Beyond the espionage problem, China’s ambitions have provoked a sharp response from high-tech companies in the US and Europe. They charge that China’s policy of favouring products made with domestically created intellectual property proves that Beijing is no longer even pretending to observe international intellectual property rules. That’s why the Google story is not really about censorship or state persecution of dissidents. It is mainly about Baidu, Google’s main Chinese rival. Baidu already holds the dominant market share within China, and if Google leaves or is forced out, Baidu will benefit the most. Companies such as Baidu have growing influence within China’s state bureaucracy and have also become symbols of pride for the government and public.
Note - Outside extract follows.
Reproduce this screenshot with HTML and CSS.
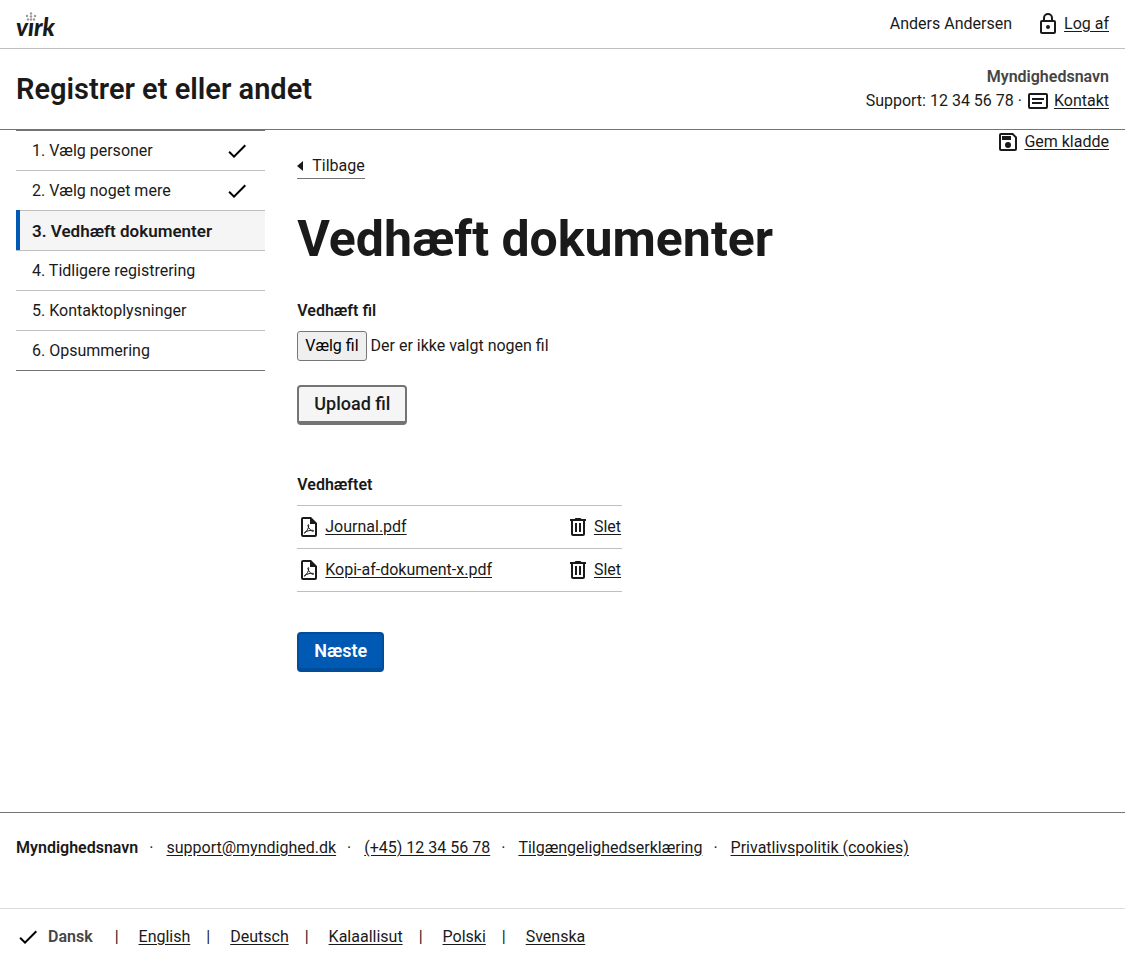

In January, the US government announced a plan to sell $6.4bn in weaponry to Taiwan. This kind of deal was sure to provoke an angry response from the mainland, and it did. But this time Beijing added an extraordinary threat: the imposition of sanctions on US aircraft manufacturer Boeing, which dominates China’s airline market, worth $400bn over the next 20 years. Were Boeing to lose this business, some of it would surely fall to European aircraft-maker Airbus. But over time, more of it would move to emerging Chinese companies.
The predicaments of Boeing and Google illustrate how the US and Chinese brands of capitalism are pushing Washington and Beijing towards conflict. For the moment, the governments’ incentives for co-operation outweigh any advantage that either can find in direct confrontation. But the forces that divide them are too large for either side to fully control.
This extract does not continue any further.